I don't think there's anything wrong with maintaining an ICly hostile environment for any drow or other UDer looking to walk the surface in areas outside of seedy ol' Soubar. On the contrary, that level of tension sounds like it could be fun to navigate on both sides. But the OOC hostility towards drow RP that environment, mechanics, and rules promote, aren't going to lead to a healthy environment, nor encourage more players to explore those UD races and themes. Few people want to be forced into a cage with no way out-- I think if the Underdark was a "functional home base that pays utility bills on time" instead of "mapless dark time-out corner for the bad kids, never open the pad-locked door", it'd be more appealing to play in for more people.

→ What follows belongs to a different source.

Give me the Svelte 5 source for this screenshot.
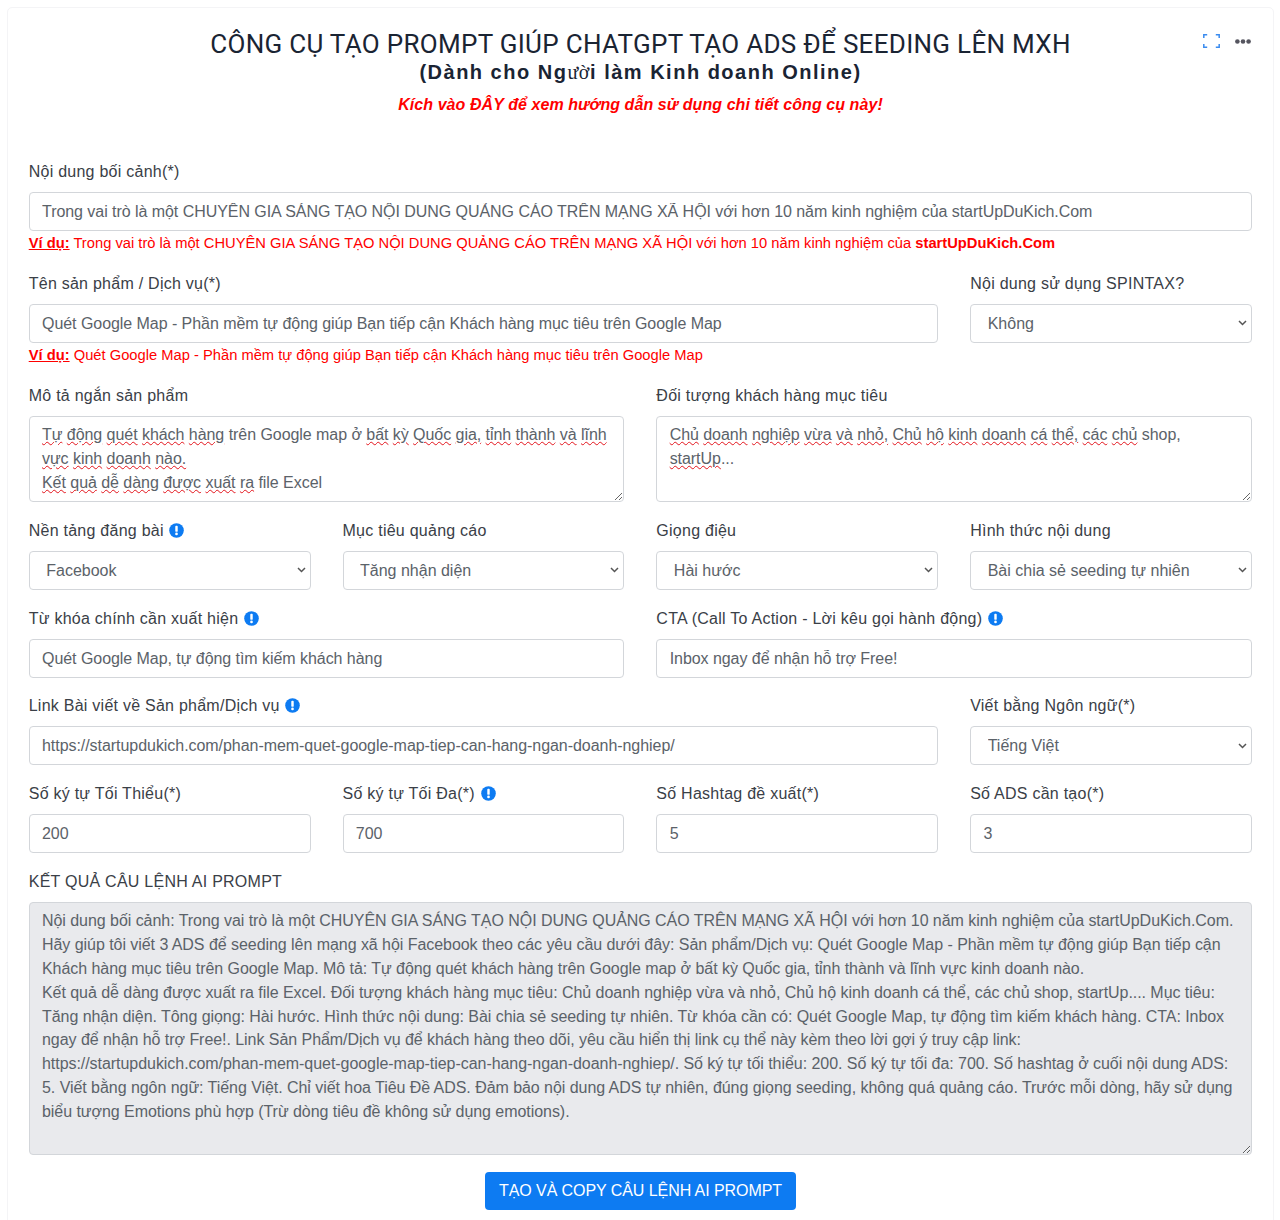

So, yeah. I'm all for less restrictions, and I think that most problems and concerns are problems and concerns that can manifest with any character concept, not just those in the Underdark. A dragon, demon, undead, etc. lair becomes just as inauthentically a walk in the park as anything else... if overall player attitude needs to adjust, I think that's a good discussion to have, but UD and potential UD players ought not be the scapegoat in an argument of server integrity.